(Extracted data entries)
↓

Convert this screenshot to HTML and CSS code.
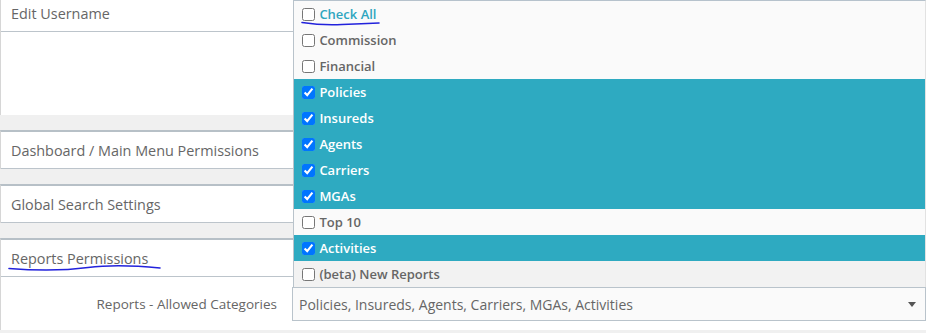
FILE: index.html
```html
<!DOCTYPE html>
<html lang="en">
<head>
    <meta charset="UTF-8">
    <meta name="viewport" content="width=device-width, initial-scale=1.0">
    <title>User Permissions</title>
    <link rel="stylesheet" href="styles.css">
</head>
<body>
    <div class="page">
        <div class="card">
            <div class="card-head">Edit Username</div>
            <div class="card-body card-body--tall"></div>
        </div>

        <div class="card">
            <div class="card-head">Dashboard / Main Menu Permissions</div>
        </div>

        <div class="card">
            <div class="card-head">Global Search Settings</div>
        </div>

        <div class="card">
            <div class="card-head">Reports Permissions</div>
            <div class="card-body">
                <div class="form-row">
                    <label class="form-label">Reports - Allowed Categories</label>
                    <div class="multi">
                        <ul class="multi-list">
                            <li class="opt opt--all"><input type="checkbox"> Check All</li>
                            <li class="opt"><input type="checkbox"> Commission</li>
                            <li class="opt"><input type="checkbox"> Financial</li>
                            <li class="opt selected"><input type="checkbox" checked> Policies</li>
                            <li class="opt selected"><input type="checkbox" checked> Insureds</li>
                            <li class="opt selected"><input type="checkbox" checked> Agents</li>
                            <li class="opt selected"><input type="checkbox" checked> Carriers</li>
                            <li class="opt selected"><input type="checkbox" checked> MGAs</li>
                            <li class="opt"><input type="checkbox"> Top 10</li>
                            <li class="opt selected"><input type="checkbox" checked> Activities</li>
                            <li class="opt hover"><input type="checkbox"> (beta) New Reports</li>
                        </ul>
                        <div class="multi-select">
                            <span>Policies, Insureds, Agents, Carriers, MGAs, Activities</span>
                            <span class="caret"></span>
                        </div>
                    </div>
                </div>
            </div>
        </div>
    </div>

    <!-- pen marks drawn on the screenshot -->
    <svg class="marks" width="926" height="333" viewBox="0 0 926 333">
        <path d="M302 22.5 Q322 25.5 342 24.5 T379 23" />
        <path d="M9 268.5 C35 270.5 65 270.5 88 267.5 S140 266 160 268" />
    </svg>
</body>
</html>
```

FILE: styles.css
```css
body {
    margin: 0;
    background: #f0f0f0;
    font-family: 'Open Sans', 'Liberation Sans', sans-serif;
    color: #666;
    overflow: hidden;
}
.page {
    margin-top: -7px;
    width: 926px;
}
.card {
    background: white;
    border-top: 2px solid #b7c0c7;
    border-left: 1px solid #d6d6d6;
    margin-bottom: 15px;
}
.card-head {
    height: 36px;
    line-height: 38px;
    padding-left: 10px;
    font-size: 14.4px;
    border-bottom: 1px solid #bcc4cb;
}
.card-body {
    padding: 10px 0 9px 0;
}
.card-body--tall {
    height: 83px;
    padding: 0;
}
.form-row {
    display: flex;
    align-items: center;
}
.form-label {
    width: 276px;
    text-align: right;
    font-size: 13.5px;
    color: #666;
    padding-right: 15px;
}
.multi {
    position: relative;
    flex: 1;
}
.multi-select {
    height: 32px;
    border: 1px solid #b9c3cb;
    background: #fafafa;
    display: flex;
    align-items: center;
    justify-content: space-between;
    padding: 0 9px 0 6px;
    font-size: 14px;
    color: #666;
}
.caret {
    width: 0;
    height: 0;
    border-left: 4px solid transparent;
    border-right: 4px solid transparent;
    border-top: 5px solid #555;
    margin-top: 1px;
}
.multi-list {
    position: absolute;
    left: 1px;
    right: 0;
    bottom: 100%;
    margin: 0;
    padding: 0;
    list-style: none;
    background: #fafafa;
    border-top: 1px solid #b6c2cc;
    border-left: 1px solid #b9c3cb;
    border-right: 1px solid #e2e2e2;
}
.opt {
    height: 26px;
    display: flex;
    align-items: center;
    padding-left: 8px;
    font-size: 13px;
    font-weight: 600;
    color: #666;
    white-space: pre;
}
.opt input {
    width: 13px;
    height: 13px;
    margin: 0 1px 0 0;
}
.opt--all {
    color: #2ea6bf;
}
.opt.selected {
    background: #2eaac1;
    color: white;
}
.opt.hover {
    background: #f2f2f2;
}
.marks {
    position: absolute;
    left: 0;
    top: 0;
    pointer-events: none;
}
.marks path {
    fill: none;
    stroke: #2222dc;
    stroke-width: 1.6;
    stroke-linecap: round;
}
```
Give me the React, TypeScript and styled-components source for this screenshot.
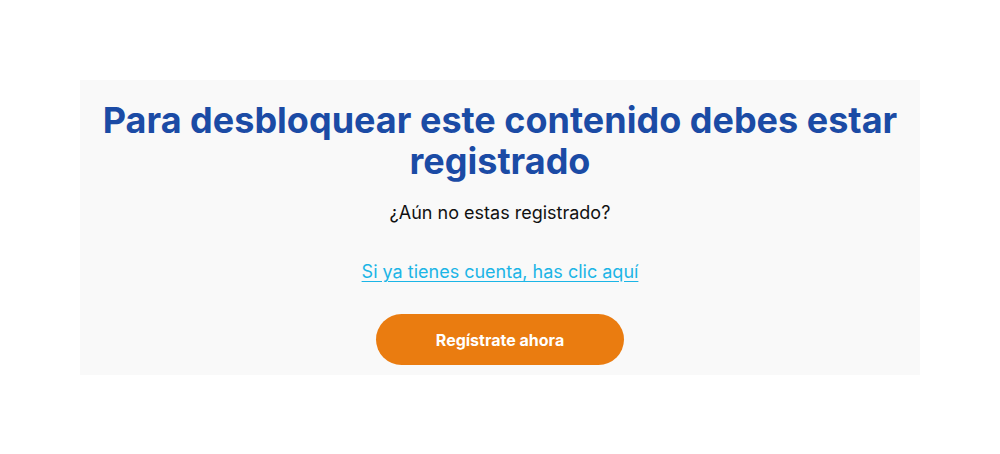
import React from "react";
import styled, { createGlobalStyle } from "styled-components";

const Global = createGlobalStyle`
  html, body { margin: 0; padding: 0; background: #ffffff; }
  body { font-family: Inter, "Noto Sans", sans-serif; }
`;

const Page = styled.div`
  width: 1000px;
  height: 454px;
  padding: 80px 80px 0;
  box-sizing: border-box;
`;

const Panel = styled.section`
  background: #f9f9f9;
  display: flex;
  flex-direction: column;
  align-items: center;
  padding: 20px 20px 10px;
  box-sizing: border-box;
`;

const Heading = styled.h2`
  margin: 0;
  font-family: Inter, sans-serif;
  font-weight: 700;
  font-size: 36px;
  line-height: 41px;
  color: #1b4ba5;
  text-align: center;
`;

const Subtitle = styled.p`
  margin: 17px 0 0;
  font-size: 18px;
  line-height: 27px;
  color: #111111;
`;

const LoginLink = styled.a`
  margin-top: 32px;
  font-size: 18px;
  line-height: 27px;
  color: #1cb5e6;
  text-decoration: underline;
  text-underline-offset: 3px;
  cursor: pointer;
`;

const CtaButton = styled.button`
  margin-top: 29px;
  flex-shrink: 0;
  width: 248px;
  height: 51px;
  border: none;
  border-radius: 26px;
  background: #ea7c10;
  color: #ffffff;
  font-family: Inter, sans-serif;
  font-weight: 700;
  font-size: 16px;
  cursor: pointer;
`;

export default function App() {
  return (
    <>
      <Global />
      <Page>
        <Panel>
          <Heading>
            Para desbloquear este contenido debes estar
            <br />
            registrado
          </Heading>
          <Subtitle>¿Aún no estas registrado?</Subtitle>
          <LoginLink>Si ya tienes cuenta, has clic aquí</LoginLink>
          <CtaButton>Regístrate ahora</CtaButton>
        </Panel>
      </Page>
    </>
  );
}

↑

- **SHORT EXERCISE**
Restate the whole listing above exactly, except for its images.

- **WRITTEN ANSWER**
Convert this screenshot to HTML and CSS code.
FILE: index.html
```html
<!DOCTYPE html>
<html lang="en">
<head>
    <meta charset="UTF-8">
    <meta name="viewport" content="width=device-width, initial-scale=1.0">
    <title>User Permissions</title>
    <link rel="stylesheet" href="styles.css">
</head>
<body>
    <div class="page">
        <div class="card">
            <div class="card-head">Edit Username</div>
            <div class="card-body card-body--tall"></div>
        </div>

        <div class="card">
            <div class="card-head">Dashboard / Main Menu Permissions</div>
        </div>

        <div class="card">
            <div class="card-head">Global Search Settings</div>
        </div>

        <div class="card">
            <div class="card-head">Reports Permissions</div>
            <div class="card-body">
                <div class="form-row">
                    <label class="form-label">Reports - Allowed Categories</label>
                    <div class="multi">
                        <ul class="multi-list">
                            <li class="opt opt--all"><input type="checkbox"> Check All</li>
                            <li class="opt"><input type="checkbox"> Commission</li>
                            <li class="opt"><input type="checkbox"> Financial</li>
                            <li class="opt selected"><input type="checkbox" checked> Policies</li>
                            <li class="opt selected"><input type="checkbox" checked> Insureds</li>
                            <li class="opt selected"><input type="checkbox" checked> Agents</li>
                            <li class="opt selected"><input type="checkbox" checked> Carriers</li>
                            <li class="opt selected"><input type="checkbox" checked> MGAs</li>
                            <li class="opt"><input type="checkbox"> Top 10</li>
                            <li class="opt selected"><input type="checkbox" checked> Activities</li>
                            <li class="opt hover"><input type="checkbox"> (beta) New Reports</li>
                        </ul>
                        <div class="multi-select">
                            <span>Policies, Insureds, Agents, Carriers, MGAs, Activities</span>
                            <span class="caret"></span>
                        </div>
                    </div>
                </div>
            </div>
        </div>
    </div>

    <!-- pen marks drawn on the screenshot -->
    <svg class="marks" width="926" height="333" viewBox="0 0 926 333">
        <path d="M302 22.5 Q322 25.5 342 24.5 T379 23" />
        <path d="M9 268.5 C35 270.5 65 270.5 88 267.5 S140 266 160 268" />
    </svg>
</body>
</html>
```

FILE: styles.css
```css
body {
    margin: 0;
    background: #f0f0f0;
    font-family: 'Open Sans', 'Liberation Sans', sans-serif;
    color: #666;
    overflow: hidden;
}
.page {
    margin-top: -7px;
    width: 926px;
}
.card {
    background: white;
    border-top: 2px solid #b7c0c7;
    border-left: 1px solid #d6d6d6;
    margin-bottom: 15px;
}
.card-head {
    height: 36px;
    line-height: 38px;
    padding-left: 10px;
    font-size: 14.4px;
    border-bottom: 1px solid #bcc4cb;
}
.card-body {
    padding: 10px 0 9px 0;
}
.card-body--tall {
    height: 83px;
    padding: 0;
}
.form-row {
    display: flex;
    align-items: center;
}
.form-label {
    width: 276px;
    text-align: right;
    font-size: 13.5px;
    color: #666;
    padding-right: 15px;
}
.multi {
    position: relative;
    flex: 1;
}
.multi-select {
    height: 32px;
    border: 1px solid #b9c3cb;
    background: #fafafa;
    display: flex;
    align-items: center;
    justify-content: space-between;
    padding: 0 9px 0 6px;
    font-size: 14px;
    color: #666;
}
.caret {
    width: 0;
    height: 0;
    border-left: 4px solid transparent;
    border-right: 4px solid transparent;
    border-top: 5px solid #555;
    margin-top: 1px;
}
.multi-list {
    position: absolute;
    left: 1px;
    right: 0;
    bottom: 100%;
    margin: 0;
    padding: 0;
    list-style: none;
    background: #fafafa;
    border-top: 1px solid #b6c2cc;
    border-left: 1px solid #b9c3cb;
    border-right: 1px solid #e2e2e2;
}
.opt {
    height: 26px;
    display: flex;
    align-items: center;
    padding-left: 8px;
    font-size: 13px;
    font-weight: 600;
    color: #666;
    white-space: pre;
}
.opt input {
    width: 13px;
    height: 13px;
    margin: 0 1px 0 0;
}
.opt--all {
    color: #2ea6bf;
}
.opt.selected {
    background: #2eaac1;
    color: white;
}
.opt.hover {
    background: #f2f2f2;
}
.marks {
    position: absolute;
    left: 0;
    top: 0;
    pointer-events: none;
}
.marks path {
    fill: none;
    stroke: #2222dc;
    stroke-width: 1.6;
    stroke-linecap: round;
}
```
Give me the React, TypeScript and styled-components source for this screenshot.
import React from "react";
import styled, { createGlobalStyle } from "styled-components";

const Global = createGlobalStyle`
  html, body { margin: 0; padding: 0; background: #ffffff; }
  body { font-family: Inter, "Noto Sans", sans-serif; }
`;

const Page = styled.div`
  width: 1000px;
  height: 454px;
  padding: 80px 80px 0;
  box-sizing: border-box;
`;

const Panel = styled.section`
  background: #f9f9f9;
  display: flex;
  flex-direction: column;
  align-items: center;
  padding: 20px 20px 10px;
  box-sizing: border-box;
`;

const Heading = styled.h2`
  margin: 0;
  font-family: Inter, sans-serif;
  font-weight: 700;
  font-size: 36px;
  line-height: 41px;
  color: #1b4ba5;
  text-align: center;
`;

const Subtitle = styled.p`
  margin: 17px 0 0;
  font-size: 18px;
  line-height: 27px;
  color: #111111;
`;

const LoginLink = styled.a`
  margin-top: 32px;
  font-size: 18px;
  line-height: 27px;
  color: #1cb5e6;
  text-decoration: underline;
  text-underline-offset: 3px;
  cursor: pointer;
`;

const CtaButton = styled.button`
  margin-top: 29px;
  flex-shrink: 0;
  width: 248px;
  height: 51px;
  border: none;
  border-radius: 26px;
  background: #ea7c10;
  color: #ffffff;
  font-family: Inter, sans-serif;
  font-weight: 700;
  font-size: 16px;
  cursor: pointer;
`;

export default function App() {
  return (
    <>
      <Global />
      <Page>
        <Panel>
          <Heading>
            Para desbloquear este contenido debes estar
            <br />
            registrado
          </Heading>
          <Subtitle>¿Aún no estas registrado?</Subtitle>
          <LoginLink>Si ya tienes cuenta, has clic aquí</LoginLink>
          <CtaButton>Regístrate ahora</CtaButton>
        </Panel>
      </Page>
    </>
  );
}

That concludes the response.